- Short exercise
Copy out the whole listing exactly as written, leaving the pictures behind.
======== Supplied information ========
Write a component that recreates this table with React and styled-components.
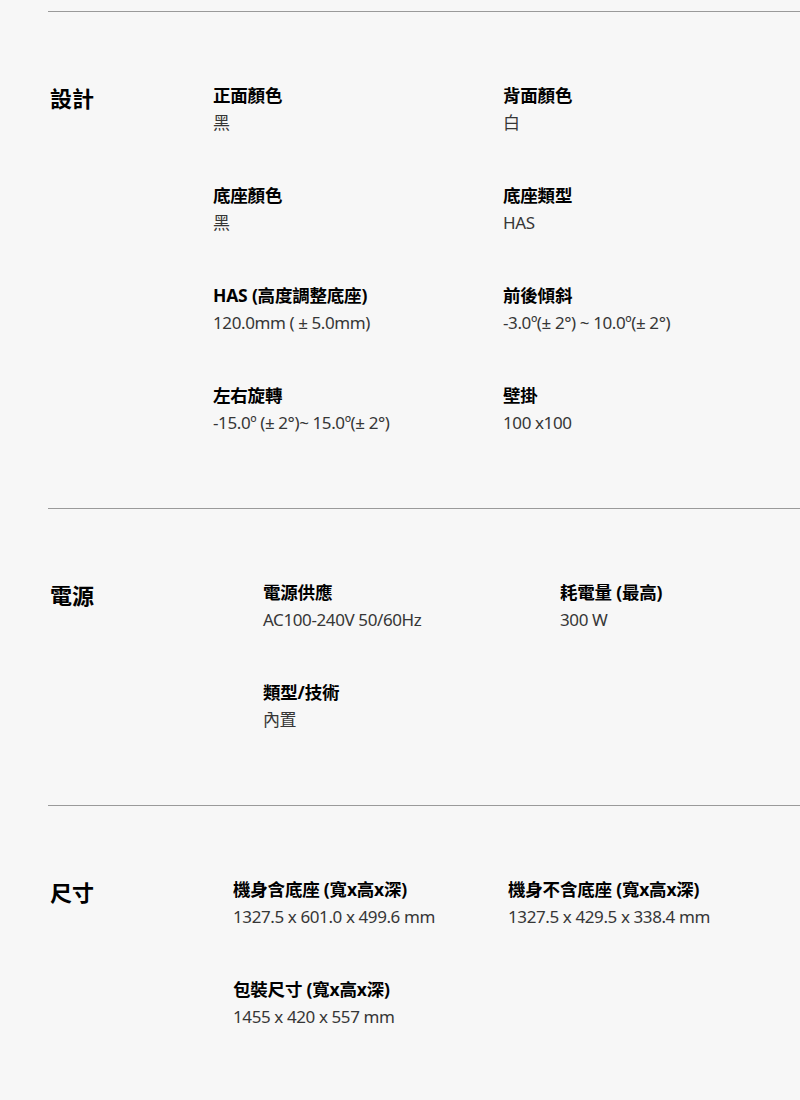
import React from "react";
import styled, { createGlobalStyle } from "styled-components";

const GlobalStyle = createGlobalStyle`
  body {
    margin: 0;
    background: #f7f7f7;
    font-family: "Noto Sans", "Noto Sans CJK TC", sans-serif;
    color: #000;
  }
`;

const Page = styled.div`
  padding: 11px 0 0 48px;
  min-height: 1089px;
  background: #f7f7f7;
`;

const Section = styled.section`
  display: grid;
  grid-template-columns: ${(p) => p.$lead}px ${(p) => p.$col}px 1fr;
  border-top: 1px solid #9a9a9a;
  padding: 69px 0 71px 0;
`;

const Title = styled.h2`
  margin: -1px 0 0 0;
  padding-left: 2px;
  font-size: 22px;
  line-height: 36px;
  font-weight: 700;
  color: #000;
`;

const Items = styled.div`
  grid-column: 2 / 4;
  display: grid;
  grid-template-columns: ${(p) => p.$col}px 1fr;
  row-gap: 44px;
`;

const Item = styled.div`
  display: flex;
  flex-direction: column;
`;

const Label = styled.div`
  font-size: 17.5px;
  line-height: 28px;
  font-weight: 700;
  color: #000;
  letter-spacing: -0.2px;
`;

const Value = styled.div`
  font-size: 17px;
  line-height: 28px;
  font-weight: 400;
  color: #363636;
  letter-spacing: -0.4px;
`;

const sections = [
  {
    title: "設計",
    lead: 165,
    col: 290,
    items: [
      ["正面顏色", "黑"],
      ["背面顏色", "白"],
      ["底座顏色", "黑"],
      ["底座類型", "HAS"],
      ["HAS (高度調整底座)", "120.0mm ( ± 5.0mm)"],
      ["前後傾斜", "-3.0º(± 2°) ~ 10.0º(± 2°)"],
      ["左右旋轉", "-15.0º (± 2°)~ 15.0º(± 2°)"],
      ["壁掛", "100 x100"],
    ],
  },
  {
    title: "電源",
    lead: 215,
    col: 297,
    items: [
      ["電源供應", "AC100-240V 50/60Hz"],
      ["耗電量 (最高)", "300 W"],
      ["類型/技術", "內置"],
    ],
  },
  {
    title: "尺寸",
    lead: 185,
    col: 275,
    items: [
      ["機身含底座 (寬x高x深)", "1327.5 x 601.0 x 499.6 mm"],
      ["機身不含底座 (寬x高x深)", "1327.5 x 429.5 x 338.4 mm"],
      ["包裝尺寸 (寬x高x深)", "1455 x 420 x 557 mm"],
    ],
  },
];

const App = () => {
  return (
    <Page>
      <GlobalStyle />
      {sections.map((s) => (
        <Section key={s.title} $lead={s.lead} $col={s.col}>
          <Title>{s.title}</Title>
          <Items $col={s.col}>
            {s.items.map(([label, value]) => (
              <Item key={label}>
                <Label>{label}</Label>
                <Value>{value}</Value>
              </Item>
            ))}
          </Items>
        </Section>
      ))}
    </Page>
  );
};

export default App;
========
- Correct result
Write a component that recreates this table with React and styled-components.
import React from "react";
import styled, { createGlobalStyle } from "styled-components";

const GlobalStyle = createGlobalStyle`
  body {
    margin: 0;
    background: #f7f7f7;
    font-family: "Noto Sans", "Noto Sans CJK TC", sans-serif;
    color: #000;
  }
`;

const Page = styled.div`
  padding: 11px 0 0 48px;
  min-height: 1089px;
  background: #f7f7f7;
`;

const Section = styled.section`
  display: grid;
  grid-template-columns: ${(p) => p.$lead}px ${(p) => p.$col}px 1fr;
  border-top: 1px solid #9a9a9a;
  padding: 69px 0 71px 0;
`;

const Title = styled.h2`
  margin: -1px 0 0 0;
  padding-left: 2px;
  font-size: 22px;
  line-height: 36px;
  font-weight: 700;
  color: #000;
`;

const Items = styled.div`
  grid-column: 2 / 4;
  display: grid;
  grid-template-columns: ${(p) => p.$col}px 1fr;
  row-gap: 44px;
`;

const Item = styled.div`
  display: flex;
  flex-direction: column;
`;

const Label = styled.div`
  font-size: 17.5px;
  line-height: 28px;
  font-weight: 700;
  color: #000;
  letter-spacing: -0.2px;
`;

const Value = styled.div`
  font-size: 17px;
  line-height: 28px;
  font-weight: 400;
  color: #363636;
  letter-spacing: -0.4px;
`;

const sections = [
  {
    title: "設計",
    lead: 165,
    col: 290,
    items: [
      ["正面顏色", "黑"],
      ["背面顏色", "白"],
      ["底座顏色", "黑"],
      ["底座類型", "HAS"],
      ["HAS (高度調整底座)", "120.0mm ( ± 5.0mm)"],
      ["前後傾斜", "-3.0º(± 2°) ~ 10.0º(± 2°)"],
      ["左右旋轉", "-15.0º (± 2°)~ 15.0º(± 2°)"],
      ["壁掛", "100 x100"],
    ],
  },
  {
    title: "電源",
    lead: 215,
    col: 297,
    items: [
      ["電源供應", "AC100-240V 50/60Hz"],
      ["耗電量 (最高)", "300 W"],
      ["類型/技術", "內置"],
    ],
  },
  {
    title: "尺寸",
    lead: 185,
    col: 275,
    items: [
      ["機身含底座 (寬x高x深)", "1327.5 x 601.0 x 499.6 mm"],
      ["機身不含底座 (寬x高x深)", "1327.5 x 429.5 x 338.4 mm"],
      ["包裝尺寸 (寬x高x深)", "1455 x 420 x 557 mm"],
    ],
  },
];

const App = () => {
  return (
    <Page>
      <GlobalStyle />
      {sections.map((s) => (
        <Section key={s.title} $lead={s.lead} $col={s.col}>
          <Title>{s.title}</Title>
          <Items $col={s.col}>
            {s.items.map(([label, value]) => (
              <Item key={label}>
                <Label>{label}</Label>
                <Value>{value}</Value>
              </Item>
            ))}
          </Items>
        </Section>
      ))}
    </Page>
  );
};

export default App;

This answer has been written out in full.